The variables are then vectors from the origin into that n-dimensional space, and we have from your example the points (1,3)(2,8), and extend this to for instance (4,5)(5,7)(3,6) to have n=5 points.
Then we can rewrite this as the vector X pointing to (1,2,4,5,3) in that five dimensions and Y pointing to (3,8,5,7,6).
Also we define the "mean-vector" $\small M(k) $ pointing to any coordinate $\small k \cdot (1,1,1,1,1)$ on the (multidimensional) diagonal.

Clearly $\small M((1+2+4+5+3)/5)=M(3)=3 \cdot (1,1,1,1,1) $ is the vector pointing to the mean of the coordinates of X and $\small M((3+8+5+7+6)/5)=M(29/5)=5.8 \cdot (1,1,1,1,1) $ is the vector pointing to the mean of the coordinates of Y.
Note, that by this the point M(3) is the point on the diagonal which is nearest to the tip of X : but to express the distance of two points we simply need the pythagorean formula with their coordinates - and come up exactly with the least-squares-criterion.
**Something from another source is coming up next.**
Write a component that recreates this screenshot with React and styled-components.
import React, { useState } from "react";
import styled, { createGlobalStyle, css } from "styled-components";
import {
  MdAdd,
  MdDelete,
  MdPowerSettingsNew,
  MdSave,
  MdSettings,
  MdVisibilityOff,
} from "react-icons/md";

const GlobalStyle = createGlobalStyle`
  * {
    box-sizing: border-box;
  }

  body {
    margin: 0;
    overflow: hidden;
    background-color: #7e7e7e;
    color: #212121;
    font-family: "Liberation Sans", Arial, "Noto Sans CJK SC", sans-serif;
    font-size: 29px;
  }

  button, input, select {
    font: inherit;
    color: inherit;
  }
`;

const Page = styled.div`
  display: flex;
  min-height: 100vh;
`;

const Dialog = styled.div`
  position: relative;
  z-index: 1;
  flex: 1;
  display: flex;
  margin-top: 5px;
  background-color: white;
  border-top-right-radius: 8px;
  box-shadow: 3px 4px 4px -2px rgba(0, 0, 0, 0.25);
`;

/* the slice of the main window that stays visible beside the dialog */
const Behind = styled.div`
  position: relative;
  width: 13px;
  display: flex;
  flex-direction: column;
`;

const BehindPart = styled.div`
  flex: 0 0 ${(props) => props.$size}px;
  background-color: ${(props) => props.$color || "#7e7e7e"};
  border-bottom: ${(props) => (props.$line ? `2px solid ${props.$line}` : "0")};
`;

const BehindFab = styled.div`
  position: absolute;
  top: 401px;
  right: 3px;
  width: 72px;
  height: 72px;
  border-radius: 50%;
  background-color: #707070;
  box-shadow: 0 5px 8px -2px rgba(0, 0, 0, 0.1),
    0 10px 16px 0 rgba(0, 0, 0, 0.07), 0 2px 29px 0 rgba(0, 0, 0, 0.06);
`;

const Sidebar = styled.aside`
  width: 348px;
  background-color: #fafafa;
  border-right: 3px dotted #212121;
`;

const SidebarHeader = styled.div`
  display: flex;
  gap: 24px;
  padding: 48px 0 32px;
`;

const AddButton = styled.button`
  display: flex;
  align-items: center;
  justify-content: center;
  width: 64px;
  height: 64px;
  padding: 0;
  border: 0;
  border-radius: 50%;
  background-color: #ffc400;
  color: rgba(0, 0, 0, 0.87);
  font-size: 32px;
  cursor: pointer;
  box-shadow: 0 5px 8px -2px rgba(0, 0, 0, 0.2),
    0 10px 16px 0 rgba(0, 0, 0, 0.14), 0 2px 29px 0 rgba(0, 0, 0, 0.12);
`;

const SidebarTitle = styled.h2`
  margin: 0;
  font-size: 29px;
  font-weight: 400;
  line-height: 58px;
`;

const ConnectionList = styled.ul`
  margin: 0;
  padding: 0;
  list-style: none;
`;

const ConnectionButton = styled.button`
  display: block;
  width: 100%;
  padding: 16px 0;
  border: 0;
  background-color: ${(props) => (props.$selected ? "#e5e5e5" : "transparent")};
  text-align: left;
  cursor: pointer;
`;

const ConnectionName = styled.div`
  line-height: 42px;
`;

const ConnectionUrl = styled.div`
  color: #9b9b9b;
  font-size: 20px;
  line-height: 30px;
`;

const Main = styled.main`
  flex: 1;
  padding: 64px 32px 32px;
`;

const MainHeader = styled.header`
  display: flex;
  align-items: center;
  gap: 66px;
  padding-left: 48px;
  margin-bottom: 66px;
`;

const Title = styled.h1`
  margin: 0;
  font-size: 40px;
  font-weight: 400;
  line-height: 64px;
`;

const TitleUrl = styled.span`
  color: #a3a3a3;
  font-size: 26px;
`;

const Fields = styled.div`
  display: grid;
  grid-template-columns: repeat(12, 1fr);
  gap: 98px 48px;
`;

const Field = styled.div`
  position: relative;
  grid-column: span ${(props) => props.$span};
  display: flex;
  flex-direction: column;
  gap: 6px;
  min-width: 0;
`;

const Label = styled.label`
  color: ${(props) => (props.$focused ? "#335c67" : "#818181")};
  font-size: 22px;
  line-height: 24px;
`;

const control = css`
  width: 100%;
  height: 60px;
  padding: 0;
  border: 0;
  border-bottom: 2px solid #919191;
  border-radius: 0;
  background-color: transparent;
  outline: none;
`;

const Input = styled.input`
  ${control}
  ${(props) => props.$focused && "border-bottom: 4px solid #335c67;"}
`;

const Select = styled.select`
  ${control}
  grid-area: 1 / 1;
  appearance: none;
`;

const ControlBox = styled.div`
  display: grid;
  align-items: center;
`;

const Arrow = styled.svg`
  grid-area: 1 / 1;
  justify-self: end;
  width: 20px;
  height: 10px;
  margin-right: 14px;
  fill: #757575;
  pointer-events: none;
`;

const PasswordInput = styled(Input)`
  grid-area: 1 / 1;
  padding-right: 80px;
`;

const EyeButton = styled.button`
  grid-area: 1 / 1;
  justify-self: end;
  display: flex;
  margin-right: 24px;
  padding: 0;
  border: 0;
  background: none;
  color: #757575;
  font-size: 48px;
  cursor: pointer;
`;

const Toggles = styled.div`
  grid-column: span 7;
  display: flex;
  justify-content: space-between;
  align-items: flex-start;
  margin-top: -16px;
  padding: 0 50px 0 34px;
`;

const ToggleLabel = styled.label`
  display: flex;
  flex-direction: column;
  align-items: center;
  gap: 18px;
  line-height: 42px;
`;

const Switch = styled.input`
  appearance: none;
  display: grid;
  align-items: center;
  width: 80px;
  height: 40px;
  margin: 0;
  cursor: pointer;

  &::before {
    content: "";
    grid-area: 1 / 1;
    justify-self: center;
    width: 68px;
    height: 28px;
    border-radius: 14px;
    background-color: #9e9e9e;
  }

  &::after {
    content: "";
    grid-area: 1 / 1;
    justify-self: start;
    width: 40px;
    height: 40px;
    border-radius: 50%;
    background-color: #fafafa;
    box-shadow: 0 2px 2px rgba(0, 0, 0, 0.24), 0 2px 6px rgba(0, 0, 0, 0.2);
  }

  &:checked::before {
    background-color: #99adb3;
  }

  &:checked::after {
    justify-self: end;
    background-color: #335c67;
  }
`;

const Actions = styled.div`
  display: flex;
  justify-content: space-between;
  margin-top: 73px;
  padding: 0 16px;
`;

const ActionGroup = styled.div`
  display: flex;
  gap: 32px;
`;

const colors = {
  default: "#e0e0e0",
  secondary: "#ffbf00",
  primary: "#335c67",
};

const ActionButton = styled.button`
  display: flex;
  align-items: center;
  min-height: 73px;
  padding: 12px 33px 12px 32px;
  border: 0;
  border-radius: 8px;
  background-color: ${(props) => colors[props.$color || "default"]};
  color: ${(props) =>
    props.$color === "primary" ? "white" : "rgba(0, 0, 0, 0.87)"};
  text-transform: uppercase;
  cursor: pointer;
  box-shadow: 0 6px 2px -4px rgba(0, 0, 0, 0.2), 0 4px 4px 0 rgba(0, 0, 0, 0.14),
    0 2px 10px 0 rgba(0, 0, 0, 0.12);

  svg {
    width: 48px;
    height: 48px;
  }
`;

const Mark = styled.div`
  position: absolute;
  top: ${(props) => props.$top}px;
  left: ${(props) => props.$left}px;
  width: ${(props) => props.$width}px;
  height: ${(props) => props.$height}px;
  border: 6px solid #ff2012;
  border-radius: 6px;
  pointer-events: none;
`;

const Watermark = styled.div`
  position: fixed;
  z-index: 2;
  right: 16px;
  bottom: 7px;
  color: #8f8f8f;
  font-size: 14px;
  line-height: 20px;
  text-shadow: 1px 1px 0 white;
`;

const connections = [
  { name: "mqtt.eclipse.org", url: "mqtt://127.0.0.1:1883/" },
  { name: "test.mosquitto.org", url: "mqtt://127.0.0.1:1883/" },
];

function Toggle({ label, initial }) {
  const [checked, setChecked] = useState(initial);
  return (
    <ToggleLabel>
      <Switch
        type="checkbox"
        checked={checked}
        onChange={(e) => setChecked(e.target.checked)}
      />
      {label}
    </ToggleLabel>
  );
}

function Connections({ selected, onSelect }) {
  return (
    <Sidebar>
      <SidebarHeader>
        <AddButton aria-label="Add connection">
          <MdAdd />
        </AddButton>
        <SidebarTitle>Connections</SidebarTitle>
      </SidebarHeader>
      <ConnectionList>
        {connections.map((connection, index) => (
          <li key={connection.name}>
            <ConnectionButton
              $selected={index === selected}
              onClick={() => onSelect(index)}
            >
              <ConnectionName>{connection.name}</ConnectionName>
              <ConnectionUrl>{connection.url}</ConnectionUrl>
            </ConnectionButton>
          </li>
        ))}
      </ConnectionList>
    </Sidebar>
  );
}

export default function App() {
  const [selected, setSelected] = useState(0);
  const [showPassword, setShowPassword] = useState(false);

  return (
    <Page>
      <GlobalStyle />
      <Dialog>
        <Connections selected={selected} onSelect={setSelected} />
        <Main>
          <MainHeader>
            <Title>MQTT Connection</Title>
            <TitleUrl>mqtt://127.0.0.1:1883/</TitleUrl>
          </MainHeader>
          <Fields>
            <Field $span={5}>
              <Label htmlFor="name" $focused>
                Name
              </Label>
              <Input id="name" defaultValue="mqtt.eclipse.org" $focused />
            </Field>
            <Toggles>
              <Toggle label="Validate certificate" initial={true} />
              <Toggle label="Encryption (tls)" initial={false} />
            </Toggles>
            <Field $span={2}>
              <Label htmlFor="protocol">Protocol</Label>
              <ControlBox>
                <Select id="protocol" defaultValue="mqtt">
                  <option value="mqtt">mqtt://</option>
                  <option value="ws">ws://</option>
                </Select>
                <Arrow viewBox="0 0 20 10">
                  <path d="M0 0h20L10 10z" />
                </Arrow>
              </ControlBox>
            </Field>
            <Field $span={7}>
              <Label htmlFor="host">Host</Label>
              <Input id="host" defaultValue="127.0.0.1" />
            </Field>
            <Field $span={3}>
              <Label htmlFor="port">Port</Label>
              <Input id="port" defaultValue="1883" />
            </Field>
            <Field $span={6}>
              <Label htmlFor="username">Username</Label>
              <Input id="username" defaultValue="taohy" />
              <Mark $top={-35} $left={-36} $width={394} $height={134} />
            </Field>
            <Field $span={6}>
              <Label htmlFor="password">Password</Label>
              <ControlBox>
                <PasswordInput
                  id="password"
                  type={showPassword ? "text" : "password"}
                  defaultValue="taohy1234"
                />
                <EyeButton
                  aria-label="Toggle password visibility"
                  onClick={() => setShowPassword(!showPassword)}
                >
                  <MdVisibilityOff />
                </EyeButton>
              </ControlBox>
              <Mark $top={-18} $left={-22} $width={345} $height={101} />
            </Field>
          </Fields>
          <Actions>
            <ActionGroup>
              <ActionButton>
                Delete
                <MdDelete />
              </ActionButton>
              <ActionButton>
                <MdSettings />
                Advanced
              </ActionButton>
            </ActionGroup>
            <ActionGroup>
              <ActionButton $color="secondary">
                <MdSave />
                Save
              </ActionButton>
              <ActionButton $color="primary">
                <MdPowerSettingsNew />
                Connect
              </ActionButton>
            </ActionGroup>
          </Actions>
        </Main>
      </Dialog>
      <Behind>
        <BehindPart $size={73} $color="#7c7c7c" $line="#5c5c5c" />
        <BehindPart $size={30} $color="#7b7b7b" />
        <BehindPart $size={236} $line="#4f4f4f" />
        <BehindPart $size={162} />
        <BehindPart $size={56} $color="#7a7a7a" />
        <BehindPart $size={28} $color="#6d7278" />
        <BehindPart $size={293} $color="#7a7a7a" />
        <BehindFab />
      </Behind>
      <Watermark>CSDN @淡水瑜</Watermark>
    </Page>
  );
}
This is also true for the distance of M(5.8) from the tip of Y . Just as a spinoff of that model we "see" immediately that the "means" are the best approximates to a set of values in the sense of least-squares.

The same model can now be used to express the linear regression: we want to compose the mean M(.) and the X-vector in such a way that we come nearest to the tip of Y. Or said differently, we want to find a vector $\small \hat Y = a \cdot M(3)+b \cdot X = M(3 a)+b \cdot X $ with a and b to be found such that the tip of $\small \hat Y $ is nearest to the tip of Y.
That's linear regression in the sense of least-squares-approximation.